A) Often science contradicts our common sense ideas. I thought it was obvious that forcing women to wear the burqa reduced their wellbeing. However, I have discovered that such a strategy would maximize wellbeing. Thus, as an act in the interest of the public good, the scientific overlords have therefore passed such a law.

B) Clearly, the wellbeing formula needs to place higher numerical weight on the shaking what her mama gave her factor.(*) This is merely a simple recalibration of the universal objective wellbeingometer. It's technical.
essentialsaltes: (PWNED!!! by Science)
Recently, I've been assaulted from several different directions by variations on the same stupid arguments. For the most part, I've been keeping out of things, but now I'm here to set shit straight. The current turmoil has centered on the confluence of a few major threads: evo psych, morality, nature, law, and rather centrally... science.

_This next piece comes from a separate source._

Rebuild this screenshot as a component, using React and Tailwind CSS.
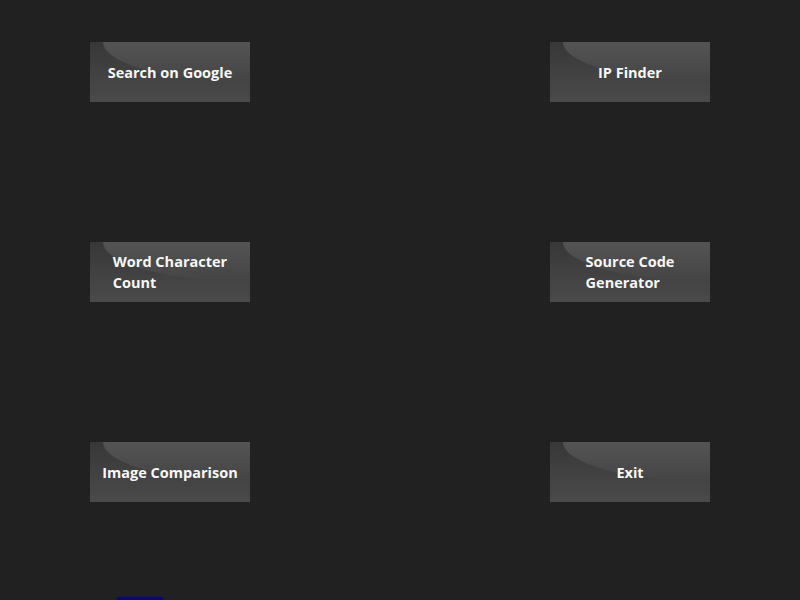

From time to time, I have been accused of being (or assumed to be) a scientismist.

Now, I defer to no one in the enormity of my appreciation for science. But I deny being a scientismist. Scientism (as I understand it) is just plain wrong, and is practically a strawman, if it weren't for the fact that there are some stupid shits who hold that position (and a larger fraction of people whose philosophical foot occasionally steps on a metaphorical bananaskin, slipping into scientism). This represents one extreme.

At the other extreme are the antiscientists. Again, science is so fucking awesome that this position is practically a strawman, except that there are some stupid shits who hold anti-science positions (and a larger fraction of people whose philosophical foot occasionally steps on a metaphorical bananaskin, slipping into antiscience).